Available data -
begin
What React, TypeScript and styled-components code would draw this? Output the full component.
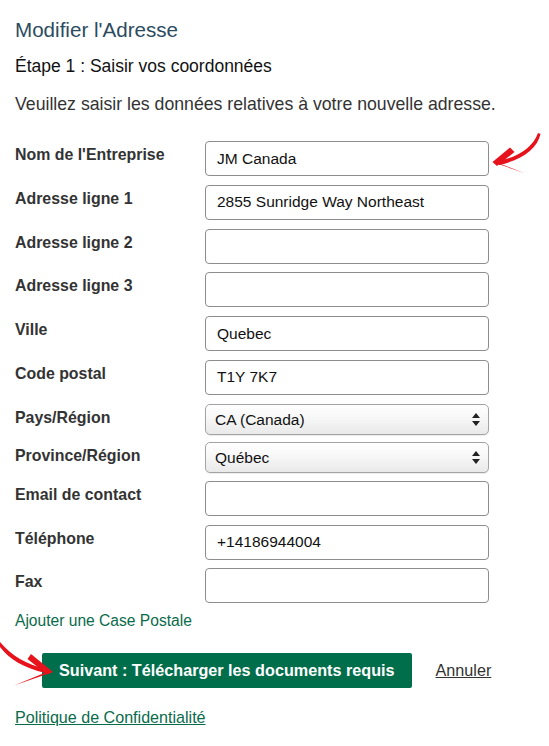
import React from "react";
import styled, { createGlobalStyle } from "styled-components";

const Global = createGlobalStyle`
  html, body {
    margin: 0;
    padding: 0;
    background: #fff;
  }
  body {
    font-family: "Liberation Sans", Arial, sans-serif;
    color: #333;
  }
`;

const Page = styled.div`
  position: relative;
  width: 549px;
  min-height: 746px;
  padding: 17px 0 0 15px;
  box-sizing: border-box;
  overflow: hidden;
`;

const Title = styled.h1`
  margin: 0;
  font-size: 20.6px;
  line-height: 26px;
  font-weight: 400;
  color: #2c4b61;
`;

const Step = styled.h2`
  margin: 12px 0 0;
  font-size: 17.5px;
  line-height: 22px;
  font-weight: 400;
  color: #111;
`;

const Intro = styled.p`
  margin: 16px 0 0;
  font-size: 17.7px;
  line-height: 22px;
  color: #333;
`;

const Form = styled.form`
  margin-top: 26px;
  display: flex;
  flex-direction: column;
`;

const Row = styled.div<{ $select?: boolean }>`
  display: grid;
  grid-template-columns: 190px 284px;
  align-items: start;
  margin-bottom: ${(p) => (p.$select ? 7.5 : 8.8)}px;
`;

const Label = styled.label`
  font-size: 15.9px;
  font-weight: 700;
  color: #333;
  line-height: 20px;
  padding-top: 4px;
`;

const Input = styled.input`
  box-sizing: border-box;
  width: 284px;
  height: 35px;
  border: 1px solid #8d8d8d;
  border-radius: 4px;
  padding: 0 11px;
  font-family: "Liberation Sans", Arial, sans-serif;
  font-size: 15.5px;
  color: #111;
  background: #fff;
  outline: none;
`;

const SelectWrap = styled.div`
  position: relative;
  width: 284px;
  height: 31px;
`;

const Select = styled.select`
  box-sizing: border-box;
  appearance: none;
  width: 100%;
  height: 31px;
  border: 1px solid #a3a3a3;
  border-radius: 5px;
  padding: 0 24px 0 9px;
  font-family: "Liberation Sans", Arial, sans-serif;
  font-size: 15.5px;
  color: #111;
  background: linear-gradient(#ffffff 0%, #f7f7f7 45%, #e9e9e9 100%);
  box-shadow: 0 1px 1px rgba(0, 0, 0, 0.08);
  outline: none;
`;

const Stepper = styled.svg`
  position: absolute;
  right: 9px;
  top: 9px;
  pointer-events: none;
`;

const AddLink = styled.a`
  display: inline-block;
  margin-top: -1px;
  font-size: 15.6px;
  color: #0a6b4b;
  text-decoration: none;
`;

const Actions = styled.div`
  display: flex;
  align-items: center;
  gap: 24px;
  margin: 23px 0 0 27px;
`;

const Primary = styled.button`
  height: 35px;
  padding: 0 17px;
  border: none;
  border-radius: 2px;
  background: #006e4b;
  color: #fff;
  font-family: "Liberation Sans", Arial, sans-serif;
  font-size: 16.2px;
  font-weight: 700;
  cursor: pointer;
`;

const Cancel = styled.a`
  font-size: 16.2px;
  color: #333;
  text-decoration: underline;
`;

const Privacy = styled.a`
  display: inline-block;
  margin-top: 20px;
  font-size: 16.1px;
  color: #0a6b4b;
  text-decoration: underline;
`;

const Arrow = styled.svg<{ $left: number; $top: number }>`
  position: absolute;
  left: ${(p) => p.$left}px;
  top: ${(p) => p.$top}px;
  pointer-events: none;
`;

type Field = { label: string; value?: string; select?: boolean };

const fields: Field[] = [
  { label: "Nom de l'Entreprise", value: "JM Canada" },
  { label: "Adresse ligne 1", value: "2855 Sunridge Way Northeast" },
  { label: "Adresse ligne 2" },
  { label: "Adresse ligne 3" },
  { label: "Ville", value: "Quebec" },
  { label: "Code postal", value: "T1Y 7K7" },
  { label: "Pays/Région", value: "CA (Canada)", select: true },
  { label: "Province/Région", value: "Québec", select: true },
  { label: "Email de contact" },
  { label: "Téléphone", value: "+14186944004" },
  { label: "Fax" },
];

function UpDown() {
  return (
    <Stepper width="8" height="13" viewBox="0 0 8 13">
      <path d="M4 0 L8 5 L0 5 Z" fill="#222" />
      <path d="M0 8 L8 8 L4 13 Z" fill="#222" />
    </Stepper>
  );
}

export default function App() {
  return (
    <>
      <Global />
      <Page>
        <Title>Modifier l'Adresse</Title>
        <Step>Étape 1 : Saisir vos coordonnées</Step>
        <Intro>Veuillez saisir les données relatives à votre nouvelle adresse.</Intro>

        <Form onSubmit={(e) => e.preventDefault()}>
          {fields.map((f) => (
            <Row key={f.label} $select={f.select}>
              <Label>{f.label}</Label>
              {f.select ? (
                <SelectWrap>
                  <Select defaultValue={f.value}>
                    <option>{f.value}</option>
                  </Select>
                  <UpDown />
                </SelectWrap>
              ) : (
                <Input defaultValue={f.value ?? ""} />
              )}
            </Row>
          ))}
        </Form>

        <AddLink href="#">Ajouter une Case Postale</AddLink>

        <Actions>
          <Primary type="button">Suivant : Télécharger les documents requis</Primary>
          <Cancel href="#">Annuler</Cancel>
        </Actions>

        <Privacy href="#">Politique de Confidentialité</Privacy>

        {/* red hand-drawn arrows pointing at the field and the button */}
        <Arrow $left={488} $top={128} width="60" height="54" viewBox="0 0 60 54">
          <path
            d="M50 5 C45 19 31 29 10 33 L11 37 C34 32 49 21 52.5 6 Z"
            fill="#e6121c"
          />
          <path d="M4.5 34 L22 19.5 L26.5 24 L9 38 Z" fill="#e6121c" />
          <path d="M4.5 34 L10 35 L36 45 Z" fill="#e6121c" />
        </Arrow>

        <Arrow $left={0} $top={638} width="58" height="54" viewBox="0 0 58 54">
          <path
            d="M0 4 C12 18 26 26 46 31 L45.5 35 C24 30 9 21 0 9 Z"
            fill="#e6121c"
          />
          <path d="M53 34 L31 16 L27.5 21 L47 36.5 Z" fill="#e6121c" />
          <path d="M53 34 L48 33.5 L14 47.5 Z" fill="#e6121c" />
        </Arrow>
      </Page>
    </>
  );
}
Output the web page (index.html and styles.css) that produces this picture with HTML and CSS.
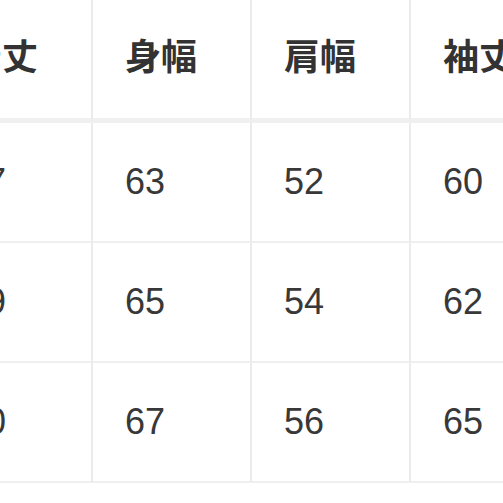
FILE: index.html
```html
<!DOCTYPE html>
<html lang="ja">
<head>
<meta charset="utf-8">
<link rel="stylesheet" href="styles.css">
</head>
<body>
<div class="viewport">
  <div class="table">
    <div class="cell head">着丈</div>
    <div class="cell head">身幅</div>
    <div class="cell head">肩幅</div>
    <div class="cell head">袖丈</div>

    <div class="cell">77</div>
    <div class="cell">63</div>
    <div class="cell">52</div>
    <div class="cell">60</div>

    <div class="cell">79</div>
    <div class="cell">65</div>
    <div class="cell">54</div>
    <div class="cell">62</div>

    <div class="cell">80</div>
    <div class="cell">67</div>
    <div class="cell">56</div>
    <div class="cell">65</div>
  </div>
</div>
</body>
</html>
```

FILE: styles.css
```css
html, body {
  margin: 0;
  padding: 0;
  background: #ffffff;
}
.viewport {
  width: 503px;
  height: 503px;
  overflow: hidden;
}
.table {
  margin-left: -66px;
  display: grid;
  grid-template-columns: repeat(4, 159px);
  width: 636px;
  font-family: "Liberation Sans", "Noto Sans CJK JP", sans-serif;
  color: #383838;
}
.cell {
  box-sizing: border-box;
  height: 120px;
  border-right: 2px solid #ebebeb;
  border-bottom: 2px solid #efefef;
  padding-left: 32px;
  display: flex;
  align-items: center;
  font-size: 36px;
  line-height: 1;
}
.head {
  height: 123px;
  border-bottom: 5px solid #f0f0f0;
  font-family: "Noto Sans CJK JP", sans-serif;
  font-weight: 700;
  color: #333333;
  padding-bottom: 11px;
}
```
end
Short problem - Gather from the data above every line with the string "styles".

Answer to the problem -
Output the web page (index.html and styles.css) that produces this picture with HTML and CSS.
<link rel="stylesheet" href="styles.css">
FILE: styles.css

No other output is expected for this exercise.